This and that for your Tuesday reading.
- Paul Krugman discusses how Donald Trump and Elon Musk are severing the U.S.' ties around the world. And Eamon James and Dan Mangan report that the one form of international interaction Trump is looking to bolster is the legitimization of bribery.
- Lisa Needham writes that Trump isn't pretending to govern as anything but a dictator unbound by law or by accountability. Jason Stanley writes about the new Republican "Southern Strategy" seeking to make a constant war against minorities and their voting rights into a foundation for electoral dominance. David Dayen notes that the technological takeover of the U.S. government seems designed to impose to impose rule by capricious and malicious autopilot.

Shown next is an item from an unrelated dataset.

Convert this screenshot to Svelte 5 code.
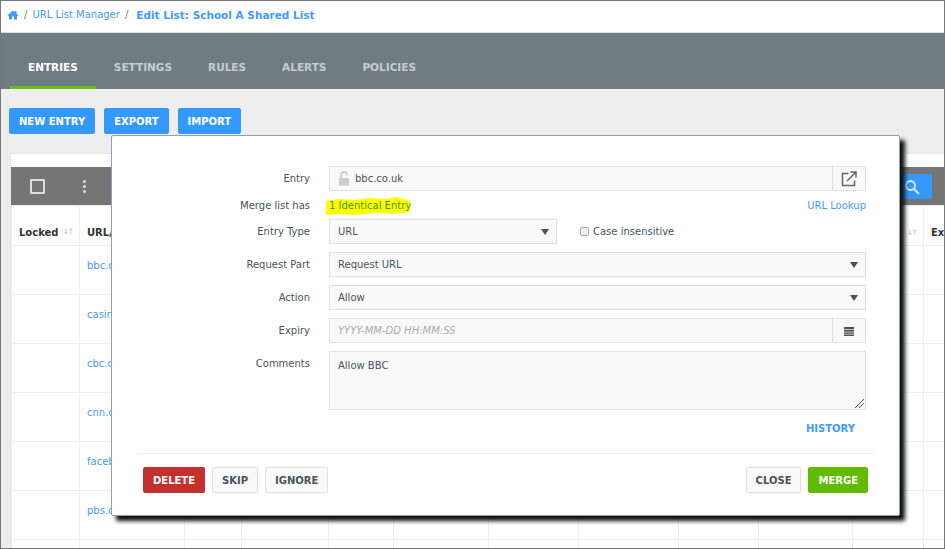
<script>
	const tabs = ['ENTRIES', 'SETTINGS', 'RULES', 'ALERTS', 'POLICIES'];
	const columns = [
		{ name: 'Locked', width: 68, sort: true },
		{ name: 'URL/Pattern', width: 105 },
		{ name: '', width: 57 },
		{ name: '', width: 87 },
		{ name: '', width: 65 },
		{ name: '', width: 95 },
		{ name: '', width: 90 },
		{ name: '', width: 100 },
		{ name: '', width: 80 },
		{ name: '', width: 94 },
		{ name: '', width: 71, sort: true },
		{ name: 'Expiry', width: 30 }
	];
	const rows = [
		{ url: 'bbc.co.uk' },
		{ url: 'casino.com' },
		{ url: 'cbc.ca' },
		{ url: 'cnn.com' },
		{ url: 'facebook.com' },
		{ url: 'pbs.org' },
		{ url: 'pinterest.com', date: 'Aug 2, 2018 09:20:52' },
		{ url: 'reddit.com', edit: 'Edit', type: 'URL', part: 'URL', action: 'Deny', date: 'Aug 2, 2018 09:20:52', user: 'admin' }
	];
</script>

<div class="page">
	<nav class="crumbs">
		<svg class="home" viewBox="0 0 24 20" width="12" height="10"><path d="M12 1 1 10.500 2.500 12.200 4 11v8h6v-6h4v6h6v-8l1.500 1.200L23 10.500 19 7V2h-3v2.400z" /></svg>
		<span class="sep">/</span>
		<a href="#list">URL List Manager</a>
		<span class="sep">/</span>
		<a class="current" href="#edit">Edit List: School A Shared List</a>
	</nav>

	<div class="tabs">
		{#each tabs as tab, i}
			<div class="tab" class:active={i === 0}>{tab}</div>
		{/each}
	</div>

	<div class="actions">
		<button class="btn blue">NEW ENTRY</button>
		<button class="btn blue">EXPORT</button>
		<button class="btn blue">IMPORT</button>
	</div>

	<section class="panel">
		<div class="strip"></div>
		<div class="toolbar">
			<span class="check"></span>
			<span class="dots"><i></i><i></i><i></i></span>
			<span class="search">
				<svg viewBox="0 0 16 16" width="16" height="16"><circle cx="6.500" cy="6.500" r="4.500" /><path d="m10 10 5 5" /></svg>
			</span>
		</div>
		<table>
			<colgroup>
				{#each columns as col}
					<col style:width="{col.width}px" />
				{/each}
			</colgroup>
			<thead>
				<tr>
					{#each columns as col}
						<th>
							{col.name}
							{#if col.sort}<span class="sort">↓↑</span>{/if}
						</th>
					{/each}
				</tr>
			</thead>
			<tbody>
				{#each rows as row}
					<tr>
						<td></td>
						<td><a href="#u">{row.url}</a></td>
						<td><a href="#e">{row.edit ?? ''}</a></td>
						<td><a href="#t">{row.type ?? ''}</a></td>
						<td><a href="#p">{row.part ?? ''}</a></td>
						<td><a href="#a">{row.action ?? ''}</a></td>
						<td></td>
						<td>{row.date ?? ''}</td>
						<td>{row.user ?? ''}</td>
						<td></td>
						<td></td>
						<td></td>
					</tr>
				{/each}
			</tbody>
		</table>
	</section>

	<div class="modal">
		<div class="form">
			<span class="label">Entry</span>
			<div class="group">
				<div class="field input">
					<svg class="lock" viewBox="0 0 12 15" width="12" height="15"><path d="M1 7h10v7.500H1z" /><path class="shackle" d="M3 7V4a3 3 0 0 1 6 0v.5" /></svg>
					bbc.co.uk
				</div>
				<span class="addon">
					<svg viewBox="0 0 16 16" width="16" height="16"><path class="stroke" d="M13.500 9.500v5h-12v-12h6" /><path class="stroke" d="M6 10 14.500 1.500M9.500 1h5.500v5.500" /></svg>
				</span>
			</div>

			<span class="label">Merge list has</span>
			<div class="merge">
				<span class="identical">
					<svg class="marker" viewBox="0 0 86 20" width="86" height="20" preserveAspectRatio="none"><path d="M1 5 14 3 30 4 44 2 62 3 70 1 80 3 85 5 85 16 70 18 50 17 30 19 12 18 1 19z" /></svg>
					<span class="identical-text">1 Identical Entry</span>
				</span>
				<a href="#lookup">URL Lookup</a>
			</div>

			<span class="label">Entry Type</span>
			<div class="type-row">
				<div class="field select short">URL<span class="caret"></span></div>
				<label class="case"><span class="box"></span>Case insensitive</label>
			</div>

			<span class="label">Request Part</span>
			<div class="field select">Request URL<span class="caret"></span></div>

			<span class="label">Action</span>
			<div class="field select">Allow<span class="caret"></span></div>

			<span class="label">Expiry</span>
			<div class="group">
				<div class="field input placeholder">YYYY-MM-DD HH:MM:SS</div>
				<span class="addon cal">
					<svg viewBox="0 0 10 10" width="10" height="10"><path fill="#45535e" d="M0 1h10v9H0z" /><path stroke="#fff" d="M0 3.500h10M0 6h10M0 8.200h10" stroke-width=".7" /></svg>
				</span>
			</div>

			<span class="label top">Comments</span>
			<div class="field area">
				Allow BBC
				<svg class="grip" viewBox="0 0 9 9" width="9" height="9"><path d="M0 9 9 0M4 9l5-5" /></svg>
			</div>
		</div>

		<div class="history"><a href="#history">HISTORY</a></div>

		<footer>
			<button class="btn red">DELETE</button>
			<button class="btn plain">SKIP</button>
			<button class="btn plain">IGNORE</button>
			<span class="spacer"></span>
			<button class="btn plain">CLOSE</button>
			<button class="btn green">MERGE</button>
		</footer>
	</div>
</div>

<style>
	:global(body) {
		margin: 0;
	}

	.page {
		position: relative;
		box-sizing: border-box;
		width: 945px;
		height: 549px;
		overflow: hidden;
		border: 1px solid #777;
		background: #eee;
		font-family: "DejaVu Sans", Verdana, sans-serif;
		font-size: 10px;
		color: #45535e;
	}

	a {
		color: #3f9bff;
		text-decoration: none;
	}

	.crumbs {
		display: flex;
		align-items: center;
		height: 32px;
		padding: 0 0 4px 6px;
		box-sizing: border-box;
		background: #fff;
		border-bottom: 1px solid #ddd;
		gap: 5px;
	}

	.home {
		fill: #3f9bff;
	}

	.sep {
		color: #777;
	}

	.current {
		margin-left: 3px;
		font-weight: 700;
		font-size: 10.500px;
	}

	.tabs {
		display: flex;
		align-items: flex-end;
		height: 56px;
		padding-left: 9px;
		background: #6f7d83;
	}

	.tab {
		padding: 0 18px 13px;
		color: #c5cdd1;
		font-weight: 700;
		font-size: 10.500px;
		border-bottom: 3px solid transparent;
	}

	.tab.active {
		color: #fff;
		border-color: #66c011;
	}

	.actions {
		display: flex;
		gap: 9px;
		padding: 19px 0 0 8px;
	}

	.btn {
		height: 26px;
		padding: 0 9px;
		border: 1px solid #e0e0e0;
		border-radius: 2px;
		font: 700 10px "DejaVu Sans", Verdana, sans-serif;
		background: #f9f9f9;
		color: #45535e;
	}

	.btn.blue {
		background: #3399ff;
		border-color: #3399ff;
		color: #fff;
	}

	.btn.red {
		background: #c4302e;
		border-color: #c4302e;
		color: #fff;
	}

	.btn.green {
		background: #62bb00;
		border-color: #62bb00;
		color: #fff;
	}

	.panel {
		margin: 19px 0 0 9px;
		background: #fff;
		border-left: 1px solid #e6e6e6;
	}

	.strip {
		height: 13px;
		border-top: 1px solid #e6e6e6;
	}

	.toolbar {
		display: flex;
		align-items: center;
		height: 38px;
		background: #757575;
		padding-left: 19px;
		position: relative;
	}

	.check {
		width: 11px;
		height: 11px;
		border: 2px solid #ddd;
		border-radius: 1px;
	}

	.dots {
		display: flex;
		flex-direction: column;
		gap: 2px;
		margin-left: 38px;
	}

	.dots i {
		width: 3px;
		height: 3px;
		border-radius: 50%;
		background: #ddd;
	}

	.search {
		position: absolute;
		left: 880px;
		top: 7px;
		width: 41px;
		height: 25px;
		display: flex;
		align-items: center;
		justify-content: center;
		background: #3399ff;
		border-radius: 2px;
	}

	.search svg {
		fill: none;
		stroke: #d9ecff;
		stroke-width: 1.800;
	}

	table {
		border-collapse: collapse;
		table-layout: fixed;
		width: 942px;
	}

	th,
	td {
		border: 1px solid #eee;
		height: 40px;
		padding: 0 7px;
		text-align: left;
		overflow: hidden;
	}

	th {
		padding-top: 14px;
		box-sizing: border-box;
		font-weight: 700;
		color: #333;
		white-space: nowrap;
	}

	td {
		line-height: 14px;
		padding-bottom: 8px;
	}

	.sort {
		float: right;
		color: #ccd;
		font-size: 8px;
		letter-spacing: -2px;
	}

	.modal {
		position: absolute;
		left: 110px;
		top: 134px;
		box-sizing: border-box;
		width: 789px;
		height: 381px;
		display: flex;
		flex-direction: column;
		background: #fff;
		border: 1px solid #8d9fb3;
		border-radius: 2px;
		box-shadow: 5px 5px 4px #111;
	}

	.form {
		display: grid;
		grid-template-columns: 173px 537px;
		column-gap: 19px;
		row-gap: 8px;
		align-items: center;
		padding: 30px 0 0 25px;
	}

	.label {
		text-align: right;
		color: #45535e;
	}

	.label.top {
		align-self: start;
		padding-top: 7px;
	}

	.field {
		display: flex;
		align-items: center;
		position: relative;
		box-sizing: border-box;
		height: 25px;
		padding-left: 8px;
		background: #f9f9f9;
		border: 1px solid #e0e0e0;
		color: #45535e;
	}

	.group {
		display: flex;
	}

	.input {
		flex: 1;
	}

	.placeholder {
		color: #aaa;
		font-style: italic;
	}

	.lock {
		fill: #ccc;
		margin-right: 5px;
	}

	.shackle {
		fill: none;
		stroke: #ccc;
		stroke-width: 1.800;
	}

	.addon {
		display: flex;
		align-items: center;
		justify-content: center;
		box-sizing: border-box;
		width: 33px;
		height: 25px;
		background: #f9f9f9;
		border: 1px solid #e0e0e0;
		border-left: 0;
	}

	.stroke {
		fill: none;
		stroke: #666;
		stroke-width: 1.500;
	}

	.merge {
		display: flex;
		justify-content: space-between;
		align-items: center;
		height: 12px;
		padding: 0 0 0 0;
	}

	.identical {
		position: relative;
		display: inline-block;
		color: #3d9b00;
	}

	.identical-text {
		position: relative;
	}

	.marker {
		position: absolute;
		left: -4px;
		top: -4px;
		fill: #ffff00;
	}

	.type-row {
		display: flex;
		align-items: center;
		gap: 23px;
	}

	.select {
		justify-content: space-between;
		padding-right: 7px;
	}

	.short {
		width: 228px;
	}

	.caret {
		width: 0;
		height: 0;
		border-left: 4px solid transparent;
		border-right: 4px solid transparent;
		border-top: 6px solid #45535e;
	}

	.case {
		display: flex;
		align-items: center;
		gap: 4px;
	}

	.box {
		box-sizing: border-box;
		width: 9px;
		height: 9px;
		background: #eee;
		border: 1px solid #aaa;
		border-radius: 2px;
	}

	.area {
		align-items: flex-start;
		height: 59px;
		padding-top: 8px;
	}

	.grip {
		position: absolute;
		right: 1px;
		bottom: 1px;
		fill: none;
		stroke: #555;
	}

	.history {
		display: flex;
		justify-content: flex-end;
		padding: 13px 44px 0 0;
		font-weight: 700;
		font-size: 10px;
	}

	footer {
		display: flex;
		gap: 7px;
		margin: 19px 25px 0 25px;
		padding: 13px 6px 0;
		border-top: 1px solid #eee;
	}

	.spacer {
		flex: 1;
	}
</style>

Molly Jong-Fast calls out the second Trump administration's war on science, while Amanda Marcotte notes that Musk is going out of his way to destroy research and innovation after building his own obscene fortune on past generations' work.
- The Guardian's editorial board notes that the real purpose of Trump's obsession with tariffs is to allow him to impose the most extreme program of systematic economic inequality the world has ever seen. Jason Leopold and Evan Weinberger highlight the blatant self-dealing involved as Musk shreds the Consumer Financial Protection Bureau and seizes competitors' confidential information just in time to turn X into a financial services rent-seeker, while Kylie Cheung points out that existing creditors and banks are also looking forward to free rein to scam their customers.
- Meanwhile, James Temperton and Murad Hemmadi report on Shopify's embrace of Nazi merchandise and causes - which is of course particularly important given Pierre Poilievre's desire to turn its principals into the Canadian version of Musk. Nora Loreto discusses the ethnonationalism behind Pierre Poilievre's new choice of slogans. And Jon Henler reports on new research showing that the far right spreads fake news far more than any other grouping on the political spectrum.
- George Monbiot laments that Keir Starmer's Labour government is further dismantling the UK's machniery of government (and undermining its own stated goals in the process). And Chris Dillow points out how the fanatical belief in commodified markets as the solution to everything prevents governments from serving the interests of their citizens.
- Finally, Adam King interviews Bryan Evans and Carlo Fanelli about the damage Doug Ford has done to workers in Ontario. And Canada Healthwatch points out that despite how one prominent poll has been framed, it's unlikely that health care will be the top issue for voters - making a full accounting for Ford's subservience to Donald Trump a must to ensure he can't hang on to power.